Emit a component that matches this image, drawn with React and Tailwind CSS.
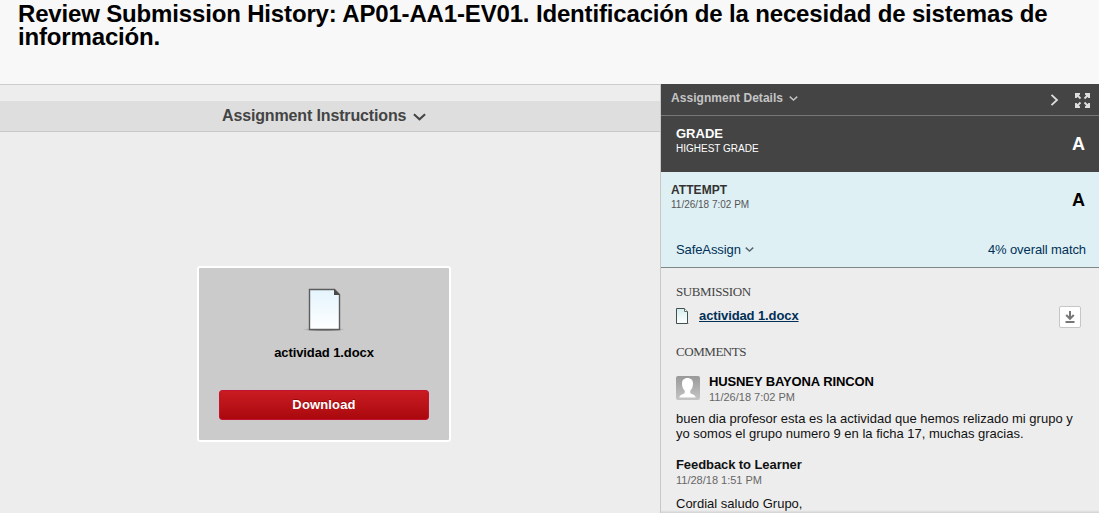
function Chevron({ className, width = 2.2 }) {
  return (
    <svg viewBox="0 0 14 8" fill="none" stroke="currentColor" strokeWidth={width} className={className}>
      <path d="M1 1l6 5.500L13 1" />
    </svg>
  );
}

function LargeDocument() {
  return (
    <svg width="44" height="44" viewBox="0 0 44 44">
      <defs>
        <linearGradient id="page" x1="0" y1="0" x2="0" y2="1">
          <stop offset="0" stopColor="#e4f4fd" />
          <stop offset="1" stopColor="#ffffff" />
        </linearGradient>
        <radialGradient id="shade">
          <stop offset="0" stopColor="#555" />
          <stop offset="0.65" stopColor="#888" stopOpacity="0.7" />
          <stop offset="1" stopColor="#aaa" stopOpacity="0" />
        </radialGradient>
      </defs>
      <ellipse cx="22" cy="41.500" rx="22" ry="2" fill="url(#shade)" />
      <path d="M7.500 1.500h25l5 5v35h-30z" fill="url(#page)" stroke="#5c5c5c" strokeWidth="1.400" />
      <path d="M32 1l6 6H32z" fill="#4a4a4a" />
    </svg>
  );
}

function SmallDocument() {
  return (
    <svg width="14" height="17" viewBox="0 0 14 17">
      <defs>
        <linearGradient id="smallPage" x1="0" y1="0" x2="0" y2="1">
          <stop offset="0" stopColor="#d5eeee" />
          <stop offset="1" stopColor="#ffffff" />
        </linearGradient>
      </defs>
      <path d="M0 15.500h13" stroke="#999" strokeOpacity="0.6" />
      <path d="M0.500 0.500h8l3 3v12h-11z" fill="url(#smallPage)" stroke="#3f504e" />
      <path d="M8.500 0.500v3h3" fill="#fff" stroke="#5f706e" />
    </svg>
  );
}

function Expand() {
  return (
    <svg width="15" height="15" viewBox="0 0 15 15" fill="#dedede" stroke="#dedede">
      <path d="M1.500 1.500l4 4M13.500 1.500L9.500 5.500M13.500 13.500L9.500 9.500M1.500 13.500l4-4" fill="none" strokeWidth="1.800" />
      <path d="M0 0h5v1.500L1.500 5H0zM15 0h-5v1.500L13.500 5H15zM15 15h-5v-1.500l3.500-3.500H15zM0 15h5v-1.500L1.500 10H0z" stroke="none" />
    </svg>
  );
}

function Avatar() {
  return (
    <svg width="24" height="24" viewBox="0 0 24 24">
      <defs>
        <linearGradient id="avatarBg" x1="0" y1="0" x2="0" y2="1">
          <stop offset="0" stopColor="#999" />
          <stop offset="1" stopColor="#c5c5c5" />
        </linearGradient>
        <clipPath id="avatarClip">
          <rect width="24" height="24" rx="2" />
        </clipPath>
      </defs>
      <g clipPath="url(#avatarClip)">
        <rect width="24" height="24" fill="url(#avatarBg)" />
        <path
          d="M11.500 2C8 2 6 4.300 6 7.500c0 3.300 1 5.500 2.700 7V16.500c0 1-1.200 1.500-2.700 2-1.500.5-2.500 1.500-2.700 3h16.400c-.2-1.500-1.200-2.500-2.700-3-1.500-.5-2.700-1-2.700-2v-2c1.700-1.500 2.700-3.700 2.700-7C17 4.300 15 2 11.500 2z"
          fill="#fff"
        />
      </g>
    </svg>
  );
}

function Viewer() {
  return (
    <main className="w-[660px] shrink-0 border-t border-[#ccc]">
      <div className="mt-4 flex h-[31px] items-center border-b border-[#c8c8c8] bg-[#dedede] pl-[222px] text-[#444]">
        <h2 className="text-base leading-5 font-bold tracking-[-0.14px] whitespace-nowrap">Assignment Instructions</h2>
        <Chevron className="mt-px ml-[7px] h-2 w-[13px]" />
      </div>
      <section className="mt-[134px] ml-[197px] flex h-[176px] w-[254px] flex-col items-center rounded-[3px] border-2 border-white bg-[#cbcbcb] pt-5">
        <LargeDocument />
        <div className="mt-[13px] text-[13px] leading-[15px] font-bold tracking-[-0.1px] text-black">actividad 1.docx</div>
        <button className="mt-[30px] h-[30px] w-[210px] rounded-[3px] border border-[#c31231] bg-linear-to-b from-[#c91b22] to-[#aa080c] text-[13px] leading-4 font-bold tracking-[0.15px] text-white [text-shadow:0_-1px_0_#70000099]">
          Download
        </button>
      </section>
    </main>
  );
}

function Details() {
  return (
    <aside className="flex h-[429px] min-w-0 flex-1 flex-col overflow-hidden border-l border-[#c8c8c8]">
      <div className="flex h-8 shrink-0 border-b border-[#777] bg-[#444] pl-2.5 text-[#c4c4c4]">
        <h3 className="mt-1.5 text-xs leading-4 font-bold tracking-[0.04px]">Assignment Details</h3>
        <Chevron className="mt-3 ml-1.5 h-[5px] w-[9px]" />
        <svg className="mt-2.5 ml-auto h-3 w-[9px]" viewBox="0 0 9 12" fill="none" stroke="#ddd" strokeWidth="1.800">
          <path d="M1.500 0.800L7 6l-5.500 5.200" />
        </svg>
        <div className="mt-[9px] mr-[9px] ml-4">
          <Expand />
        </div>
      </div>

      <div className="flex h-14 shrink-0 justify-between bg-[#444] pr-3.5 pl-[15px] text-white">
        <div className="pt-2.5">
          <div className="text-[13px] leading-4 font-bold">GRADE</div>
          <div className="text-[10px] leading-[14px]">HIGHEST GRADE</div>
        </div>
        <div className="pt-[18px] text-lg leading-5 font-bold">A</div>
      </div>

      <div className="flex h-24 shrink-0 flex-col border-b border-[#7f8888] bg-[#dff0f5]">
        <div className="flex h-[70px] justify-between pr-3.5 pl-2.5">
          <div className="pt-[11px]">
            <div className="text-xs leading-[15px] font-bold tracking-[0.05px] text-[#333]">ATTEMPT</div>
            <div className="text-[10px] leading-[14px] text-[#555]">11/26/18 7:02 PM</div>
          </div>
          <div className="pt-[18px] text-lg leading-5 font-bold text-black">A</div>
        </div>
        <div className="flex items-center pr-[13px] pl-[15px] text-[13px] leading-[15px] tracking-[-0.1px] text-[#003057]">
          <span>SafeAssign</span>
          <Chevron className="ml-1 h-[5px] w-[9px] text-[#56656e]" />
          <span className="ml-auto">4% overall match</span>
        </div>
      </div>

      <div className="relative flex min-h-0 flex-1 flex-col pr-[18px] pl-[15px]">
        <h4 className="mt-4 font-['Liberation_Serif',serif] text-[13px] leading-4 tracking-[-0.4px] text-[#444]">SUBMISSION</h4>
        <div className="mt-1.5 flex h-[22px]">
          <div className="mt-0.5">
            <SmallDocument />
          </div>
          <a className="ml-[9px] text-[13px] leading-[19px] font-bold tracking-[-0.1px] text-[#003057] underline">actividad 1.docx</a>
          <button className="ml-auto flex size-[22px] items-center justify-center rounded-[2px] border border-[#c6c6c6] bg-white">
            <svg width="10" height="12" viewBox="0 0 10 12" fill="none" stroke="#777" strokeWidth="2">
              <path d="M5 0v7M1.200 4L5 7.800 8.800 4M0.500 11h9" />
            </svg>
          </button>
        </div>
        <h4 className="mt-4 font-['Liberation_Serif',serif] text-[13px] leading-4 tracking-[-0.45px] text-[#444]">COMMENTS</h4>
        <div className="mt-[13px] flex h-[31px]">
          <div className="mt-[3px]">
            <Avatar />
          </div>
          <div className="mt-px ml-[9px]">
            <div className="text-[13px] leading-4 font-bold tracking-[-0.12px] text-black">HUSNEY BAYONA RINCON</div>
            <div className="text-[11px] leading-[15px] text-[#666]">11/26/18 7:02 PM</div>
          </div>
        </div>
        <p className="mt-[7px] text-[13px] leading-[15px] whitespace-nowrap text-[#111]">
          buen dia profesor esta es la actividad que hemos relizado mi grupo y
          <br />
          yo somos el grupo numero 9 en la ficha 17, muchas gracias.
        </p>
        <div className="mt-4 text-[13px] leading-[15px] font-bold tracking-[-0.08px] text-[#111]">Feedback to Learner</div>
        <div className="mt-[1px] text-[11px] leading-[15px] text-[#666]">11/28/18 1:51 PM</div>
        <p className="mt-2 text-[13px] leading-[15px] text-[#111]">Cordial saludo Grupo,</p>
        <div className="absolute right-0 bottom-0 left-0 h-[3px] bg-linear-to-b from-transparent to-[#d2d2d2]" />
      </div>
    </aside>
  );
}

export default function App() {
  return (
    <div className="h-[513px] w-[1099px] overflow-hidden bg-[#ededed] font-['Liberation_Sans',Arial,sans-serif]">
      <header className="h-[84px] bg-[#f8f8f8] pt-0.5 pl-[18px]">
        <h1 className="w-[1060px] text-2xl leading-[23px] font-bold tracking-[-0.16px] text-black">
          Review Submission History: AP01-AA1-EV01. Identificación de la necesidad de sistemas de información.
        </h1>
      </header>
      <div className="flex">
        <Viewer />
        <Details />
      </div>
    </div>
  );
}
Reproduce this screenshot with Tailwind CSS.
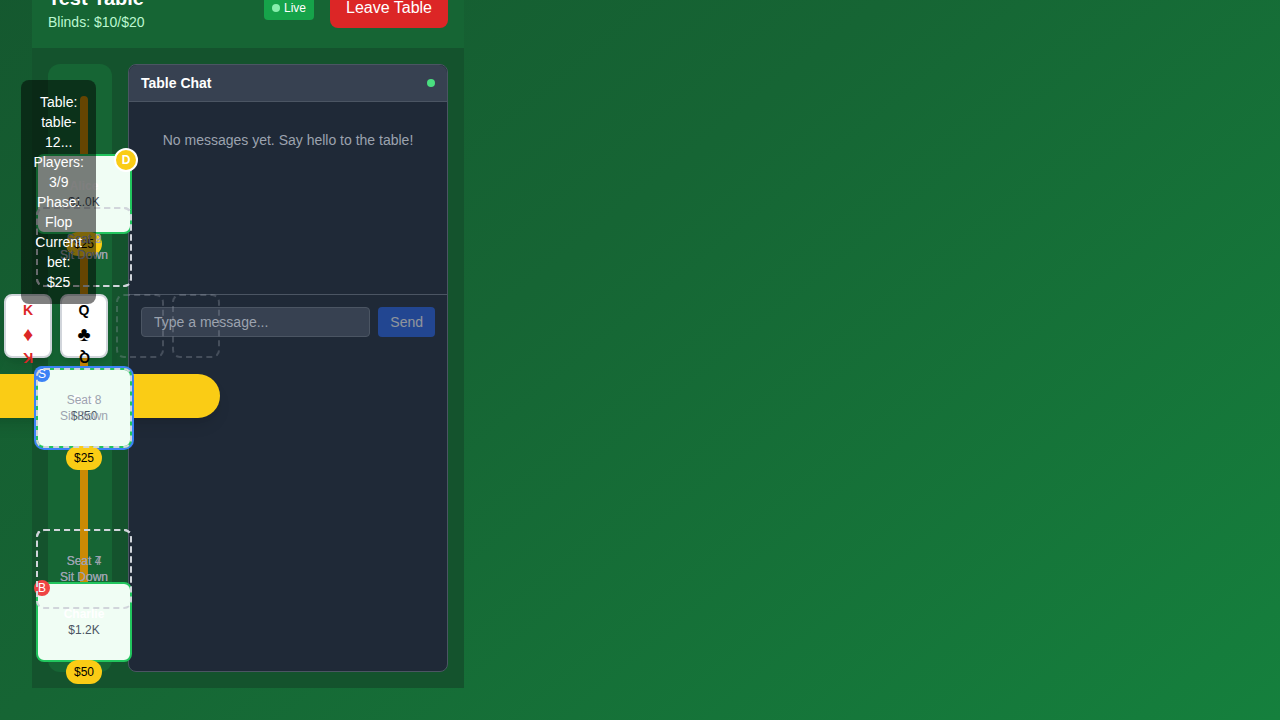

+-------+

[Given request]: Using the listing above, pick out each line that contains the word "this", then copy it.

[Full output]:
Emit a component that matches this image, drawn with React and Tailwind CSS.
Reproduce this screenshot with Tailwind CSS.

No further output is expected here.